:: Collected material ::

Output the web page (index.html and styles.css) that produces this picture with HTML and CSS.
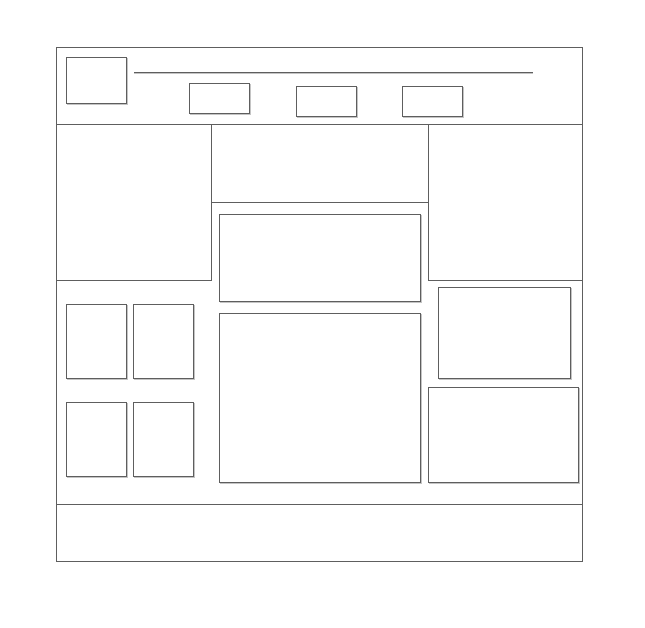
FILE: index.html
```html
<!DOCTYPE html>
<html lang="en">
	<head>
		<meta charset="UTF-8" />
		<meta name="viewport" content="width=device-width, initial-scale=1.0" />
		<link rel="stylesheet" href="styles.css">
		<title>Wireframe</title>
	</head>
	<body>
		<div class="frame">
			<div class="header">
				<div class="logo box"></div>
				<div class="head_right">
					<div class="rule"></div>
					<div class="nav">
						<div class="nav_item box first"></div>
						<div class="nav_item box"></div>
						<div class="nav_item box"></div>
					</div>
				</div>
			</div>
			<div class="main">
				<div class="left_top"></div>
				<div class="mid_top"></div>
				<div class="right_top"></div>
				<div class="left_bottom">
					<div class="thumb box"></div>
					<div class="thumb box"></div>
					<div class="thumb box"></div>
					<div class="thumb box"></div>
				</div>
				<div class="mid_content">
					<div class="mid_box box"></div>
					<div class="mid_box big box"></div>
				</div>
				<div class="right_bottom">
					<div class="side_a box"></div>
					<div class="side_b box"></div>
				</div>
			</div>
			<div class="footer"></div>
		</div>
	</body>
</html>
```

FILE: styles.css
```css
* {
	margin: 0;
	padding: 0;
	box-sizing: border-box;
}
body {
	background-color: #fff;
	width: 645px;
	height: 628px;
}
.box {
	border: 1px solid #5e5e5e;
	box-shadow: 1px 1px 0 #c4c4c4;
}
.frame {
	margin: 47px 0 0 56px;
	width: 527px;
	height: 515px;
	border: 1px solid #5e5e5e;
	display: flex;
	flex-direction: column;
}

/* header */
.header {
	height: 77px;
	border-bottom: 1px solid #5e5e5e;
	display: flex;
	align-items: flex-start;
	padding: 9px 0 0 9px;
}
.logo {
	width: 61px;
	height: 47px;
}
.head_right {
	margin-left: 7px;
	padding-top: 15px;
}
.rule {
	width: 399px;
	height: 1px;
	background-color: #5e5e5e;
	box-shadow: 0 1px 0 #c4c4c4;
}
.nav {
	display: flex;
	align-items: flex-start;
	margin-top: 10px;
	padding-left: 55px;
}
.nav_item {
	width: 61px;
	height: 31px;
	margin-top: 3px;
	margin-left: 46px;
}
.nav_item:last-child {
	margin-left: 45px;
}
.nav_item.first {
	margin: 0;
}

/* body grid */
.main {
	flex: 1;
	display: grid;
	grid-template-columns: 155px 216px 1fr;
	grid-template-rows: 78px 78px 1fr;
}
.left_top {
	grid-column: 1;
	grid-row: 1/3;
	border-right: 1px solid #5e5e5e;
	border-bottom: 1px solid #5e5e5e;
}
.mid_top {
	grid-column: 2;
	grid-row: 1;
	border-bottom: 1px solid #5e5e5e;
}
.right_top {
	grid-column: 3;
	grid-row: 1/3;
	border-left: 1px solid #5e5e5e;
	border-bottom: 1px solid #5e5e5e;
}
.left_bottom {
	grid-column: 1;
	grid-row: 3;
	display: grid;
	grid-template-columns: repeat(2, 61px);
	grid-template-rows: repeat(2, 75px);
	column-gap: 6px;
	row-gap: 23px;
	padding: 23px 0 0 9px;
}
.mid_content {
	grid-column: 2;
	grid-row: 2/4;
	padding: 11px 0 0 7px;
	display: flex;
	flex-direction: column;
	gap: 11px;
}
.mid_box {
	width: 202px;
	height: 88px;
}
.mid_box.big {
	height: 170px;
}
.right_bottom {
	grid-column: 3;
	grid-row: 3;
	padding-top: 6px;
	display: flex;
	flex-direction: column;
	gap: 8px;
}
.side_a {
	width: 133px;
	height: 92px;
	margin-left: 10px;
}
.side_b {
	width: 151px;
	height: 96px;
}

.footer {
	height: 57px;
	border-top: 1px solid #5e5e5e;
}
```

:: Goal ::
Read the data above. Pull out each line in which the string "index" appears.

:: Written answer ::
Output the web page (index.html and styles.css) that produces this picture with HTML and CSS.
FILE: index.html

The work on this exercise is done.